> **What is expected**: Find every line below that contains the word "React" and copy it out.

> **Dataset section**:
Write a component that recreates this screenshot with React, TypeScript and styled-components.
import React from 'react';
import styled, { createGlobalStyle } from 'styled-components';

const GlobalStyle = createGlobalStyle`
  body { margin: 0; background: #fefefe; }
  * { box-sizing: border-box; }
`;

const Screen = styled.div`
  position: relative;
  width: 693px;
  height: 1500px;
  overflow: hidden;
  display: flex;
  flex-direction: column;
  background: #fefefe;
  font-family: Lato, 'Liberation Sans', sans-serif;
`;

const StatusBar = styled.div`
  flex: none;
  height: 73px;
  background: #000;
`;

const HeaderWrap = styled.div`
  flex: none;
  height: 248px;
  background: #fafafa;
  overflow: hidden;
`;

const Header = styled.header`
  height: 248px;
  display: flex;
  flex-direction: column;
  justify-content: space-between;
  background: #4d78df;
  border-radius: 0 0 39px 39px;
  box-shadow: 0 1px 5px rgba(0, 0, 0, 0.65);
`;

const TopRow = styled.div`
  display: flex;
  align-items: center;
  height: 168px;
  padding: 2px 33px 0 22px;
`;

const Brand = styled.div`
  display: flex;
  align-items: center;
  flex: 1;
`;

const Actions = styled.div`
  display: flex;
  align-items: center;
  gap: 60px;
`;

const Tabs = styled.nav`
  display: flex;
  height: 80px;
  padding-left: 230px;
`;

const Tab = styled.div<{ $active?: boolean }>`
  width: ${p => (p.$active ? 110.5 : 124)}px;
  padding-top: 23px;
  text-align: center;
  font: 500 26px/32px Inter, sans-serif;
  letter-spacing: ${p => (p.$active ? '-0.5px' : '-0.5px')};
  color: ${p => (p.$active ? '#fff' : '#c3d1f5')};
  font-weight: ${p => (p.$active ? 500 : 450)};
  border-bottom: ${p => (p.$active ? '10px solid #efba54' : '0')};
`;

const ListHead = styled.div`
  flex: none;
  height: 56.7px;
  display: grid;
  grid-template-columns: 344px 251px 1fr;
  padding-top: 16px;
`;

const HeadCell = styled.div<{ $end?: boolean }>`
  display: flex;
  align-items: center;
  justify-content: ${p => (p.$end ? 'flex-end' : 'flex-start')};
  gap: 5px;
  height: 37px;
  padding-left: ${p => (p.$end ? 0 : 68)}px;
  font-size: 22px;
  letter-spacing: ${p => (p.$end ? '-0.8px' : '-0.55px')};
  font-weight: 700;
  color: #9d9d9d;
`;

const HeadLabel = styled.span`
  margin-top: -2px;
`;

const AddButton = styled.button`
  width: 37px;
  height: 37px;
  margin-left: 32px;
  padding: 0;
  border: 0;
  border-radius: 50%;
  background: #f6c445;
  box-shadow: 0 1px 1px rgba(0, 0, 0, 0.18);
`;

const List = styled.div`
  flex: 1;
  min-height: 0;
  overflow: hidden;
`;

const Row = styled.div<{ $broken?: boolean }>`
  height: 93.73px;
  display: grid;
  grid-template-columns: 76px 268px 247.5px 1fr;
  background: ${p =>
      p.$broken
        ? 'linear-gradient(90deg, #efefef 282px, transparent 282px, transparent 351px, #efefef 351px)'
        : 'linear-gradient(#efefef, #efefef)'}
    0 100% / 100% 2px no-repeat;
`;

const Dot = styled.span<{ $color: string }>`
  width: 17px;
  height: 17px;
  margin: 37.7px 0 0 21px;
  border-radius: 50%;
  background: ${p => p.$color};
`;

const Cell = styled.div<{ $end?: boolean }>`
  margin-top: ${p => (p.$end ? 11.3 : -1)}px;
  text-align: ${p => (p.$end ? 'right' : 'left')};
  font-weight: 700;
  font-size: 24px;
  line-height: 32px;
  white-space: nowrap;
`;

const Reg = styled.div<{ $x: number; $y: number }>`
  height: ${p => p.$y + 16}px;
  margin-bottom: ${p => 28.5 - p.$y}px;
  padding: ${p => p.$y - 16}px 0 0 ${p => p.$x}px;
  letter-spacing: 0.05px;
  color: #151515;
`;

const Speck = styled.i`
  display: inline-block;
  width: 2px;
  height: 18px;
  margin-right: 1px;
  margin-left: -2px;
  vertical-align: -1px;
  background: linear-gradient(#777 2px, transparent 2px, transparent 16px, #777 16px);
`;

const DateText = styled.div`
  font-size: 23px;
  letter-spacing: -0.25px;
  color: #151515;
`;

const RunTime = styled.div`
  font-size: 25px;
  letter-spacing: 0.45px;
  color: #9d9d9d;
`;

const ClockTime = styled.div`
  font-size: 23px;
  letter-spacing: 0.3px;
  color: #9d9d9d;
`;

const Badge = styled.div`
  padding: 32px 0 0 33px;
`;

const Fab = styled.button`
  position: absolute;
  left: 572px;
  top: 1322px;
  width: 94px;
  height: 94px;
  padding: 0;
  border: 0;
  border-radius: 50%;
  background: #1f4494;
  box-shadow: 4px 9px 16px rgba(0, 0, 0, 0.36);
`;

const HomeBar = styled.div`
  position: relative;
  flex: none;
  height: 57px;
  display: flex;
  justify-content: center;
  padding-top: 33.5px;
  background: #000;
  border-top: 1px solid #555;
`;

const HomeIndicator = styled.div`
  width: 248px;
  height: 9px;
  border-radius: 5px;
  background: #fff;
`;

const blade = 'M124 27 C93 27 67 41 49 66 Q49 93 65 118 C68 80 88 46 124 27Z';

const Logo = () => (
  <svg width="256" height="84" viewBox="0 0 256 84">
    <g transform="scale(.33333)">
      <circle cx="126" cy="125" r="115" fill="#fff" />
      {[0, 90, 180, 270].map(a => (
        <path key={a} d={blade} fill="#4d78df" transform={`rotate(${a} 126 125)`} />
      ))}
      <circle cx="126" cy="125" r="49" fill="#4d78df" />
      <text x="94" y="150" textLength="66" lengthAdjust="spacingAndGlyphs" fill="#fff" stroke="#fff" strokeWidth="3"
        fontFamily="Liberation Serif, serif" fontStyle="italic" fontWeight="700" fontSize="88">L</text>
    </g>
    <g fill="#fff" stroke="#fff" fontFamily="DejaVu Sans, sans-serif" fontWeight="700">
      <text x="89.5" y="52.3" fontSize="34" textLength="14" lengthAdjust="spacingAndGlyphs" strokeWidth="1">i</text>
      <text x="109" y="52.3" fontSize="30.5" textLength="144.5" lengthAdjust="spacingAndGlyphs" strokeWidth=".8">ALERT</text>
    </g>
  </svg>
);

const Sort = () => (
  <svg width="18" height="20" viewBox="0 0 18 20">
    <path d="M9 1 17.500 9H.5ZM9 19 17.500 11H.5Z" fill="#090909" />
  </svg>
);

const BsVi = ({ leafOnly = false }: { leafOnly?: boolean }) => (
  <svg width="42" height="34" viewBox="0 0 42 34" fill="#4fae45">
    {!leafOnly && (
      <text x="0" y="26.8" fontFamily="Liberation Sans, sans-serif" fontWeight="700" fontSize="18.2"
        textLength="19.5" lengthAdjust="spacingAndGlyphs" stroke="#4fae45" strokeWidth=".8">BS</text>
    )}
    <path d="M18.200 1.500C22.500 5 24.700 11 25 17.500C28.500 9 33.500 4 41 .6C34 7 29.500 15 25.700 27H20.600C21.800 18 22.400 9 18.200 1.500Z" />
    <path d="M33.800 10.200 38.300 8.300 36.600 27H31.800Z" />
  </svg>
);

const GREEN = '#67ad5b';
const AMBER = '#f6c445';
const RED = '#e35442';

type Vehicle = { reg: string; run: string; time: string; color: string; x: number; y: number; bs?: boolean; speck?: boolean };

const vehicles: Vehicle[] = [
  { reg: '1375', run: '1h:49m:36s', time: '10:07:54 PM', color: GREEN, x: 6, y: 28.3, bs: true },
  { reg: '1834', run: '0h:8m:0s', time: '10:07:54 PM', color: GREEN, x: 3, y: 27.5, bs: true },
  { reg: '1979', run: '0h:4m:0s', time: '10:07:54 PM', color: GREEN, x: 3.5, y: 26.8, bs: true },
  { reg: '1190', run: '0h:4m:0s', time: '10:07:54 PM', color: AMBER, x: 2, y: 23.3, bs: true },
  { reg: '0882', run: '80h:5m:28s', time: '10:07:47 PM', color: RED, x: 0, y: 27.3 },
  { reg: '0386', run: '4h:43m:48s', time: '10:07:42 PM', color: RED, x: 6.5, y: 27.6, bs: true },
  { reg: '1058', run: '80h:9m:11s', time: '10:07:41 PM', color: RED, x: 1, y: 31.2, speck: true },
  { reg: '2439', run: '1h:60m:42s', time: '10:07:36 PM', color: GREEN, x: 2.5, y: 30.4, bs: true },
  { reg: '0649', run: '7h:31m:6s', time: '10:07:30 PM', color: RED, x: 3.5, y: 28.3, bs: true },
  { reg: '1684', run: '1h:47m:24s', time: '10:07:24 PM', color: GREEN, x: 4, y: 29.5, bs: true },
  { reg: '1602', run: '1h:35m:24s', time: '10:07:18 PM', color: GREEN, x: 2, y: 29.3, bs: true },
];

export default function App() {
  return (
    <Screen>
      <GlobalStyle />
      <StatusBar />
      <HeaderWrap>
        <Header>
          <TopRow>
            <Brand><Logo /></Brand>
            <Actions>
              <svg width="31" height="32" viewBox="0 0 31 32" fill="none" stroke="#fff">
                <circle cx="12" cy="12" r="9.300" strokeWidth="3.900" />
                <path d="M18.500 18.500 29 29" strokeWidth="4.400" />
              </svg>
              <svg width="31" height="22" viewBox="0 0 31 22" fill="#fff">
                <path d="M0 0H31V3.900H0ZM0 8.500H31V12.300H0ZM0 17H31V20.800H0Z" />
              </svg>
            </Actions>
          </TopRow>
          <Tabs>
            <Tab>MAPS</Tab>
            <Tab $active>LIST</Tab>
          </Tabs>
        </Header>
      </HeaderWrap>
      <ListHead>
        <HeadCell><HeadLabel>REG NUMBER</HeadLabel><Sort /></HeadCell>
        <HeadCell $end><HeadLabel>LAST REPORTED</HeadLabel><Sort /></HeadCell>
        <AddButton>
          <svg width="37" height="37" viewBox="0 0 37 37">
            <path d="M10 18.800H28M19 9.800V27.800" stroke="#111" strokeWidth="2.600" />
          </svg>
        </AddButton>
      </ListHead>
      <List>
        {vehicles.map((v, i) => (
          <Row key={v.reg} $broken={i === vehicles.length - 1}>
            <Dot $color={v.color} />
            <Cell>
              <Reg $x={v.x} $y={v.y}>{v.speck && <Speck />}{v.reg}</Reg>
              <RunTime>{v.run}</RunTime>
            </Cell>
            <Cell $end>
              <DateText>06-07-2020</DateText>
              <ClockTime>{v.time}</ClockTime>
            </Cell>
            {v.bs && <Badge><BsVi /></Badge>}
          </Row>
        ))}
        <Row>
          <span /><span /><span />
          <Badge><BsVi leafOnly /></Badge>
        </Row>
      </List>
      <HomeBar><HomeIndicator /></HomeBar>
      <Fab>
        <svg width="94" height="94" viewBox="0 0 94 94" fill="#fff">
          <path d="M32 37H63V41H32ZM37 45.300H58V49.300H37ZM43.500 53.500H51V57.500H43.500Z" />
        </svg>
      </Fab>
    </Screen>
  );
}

> **Task response**:
Write a component that recreates this screenshot with React, TypeScript and styled-components.
import React from 'react';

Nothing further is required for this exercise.